QIU Pinduan is no longer a prisoner in her own home.

The 64-year-old, whose legs are paralyzed, has been confined to a wheelchair for 18 years.

However, the wheelchair was too wide for the door of her home and she had three steps to negotiate after that.

A trip outside meant her husband had to carry her down the steps while a helper folded up the wheelchair, carried it outside and unfolded it.

But that was before her home was modified in June.

She can now leave home freely thanks to the new wheelchair ramp and the doors, including those in her kitchen and bathroom, have been widened.
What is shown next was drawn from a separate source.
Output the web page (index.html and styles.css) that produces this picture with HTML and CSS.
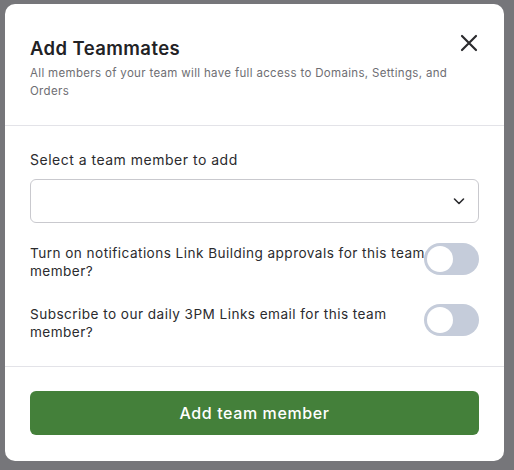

A height-adjustable shower nozzle, handrails and a slip-resistant shower chair the same height as her wheelchair mean she can also take care of herself in the bathroom.

Qiu's home is one of the 13,000 scheduled for modification for the disabled by the end of October, the Beijing Disabled Persons' Federation said.

The "barrier-free" program will cover all 30,000 Beijing families with registered disabled members by 2010.

"On average, it costs 4,000 yuan (US$586) to modify each home," said federation director Li Shuhua. "Wheelchair paths, special handrails and chairs for showers usually need installing," Li said.

About 5,000 homes were modified last year when the program started. However, the city government adjusted the policy this year, so that about 50,000 sight and hearing impaired people can receive other facilities such as flashing door bells.

But some older residences, especially in southern Beijing, will be harder to modify.

"For example, we cannot install elevators in some old buildings," said Guo Jian, an official with Beijing Planning Commission.

"In the long term, the design of buildings is being standardized and more barrier-free communities will emerge," Guo said.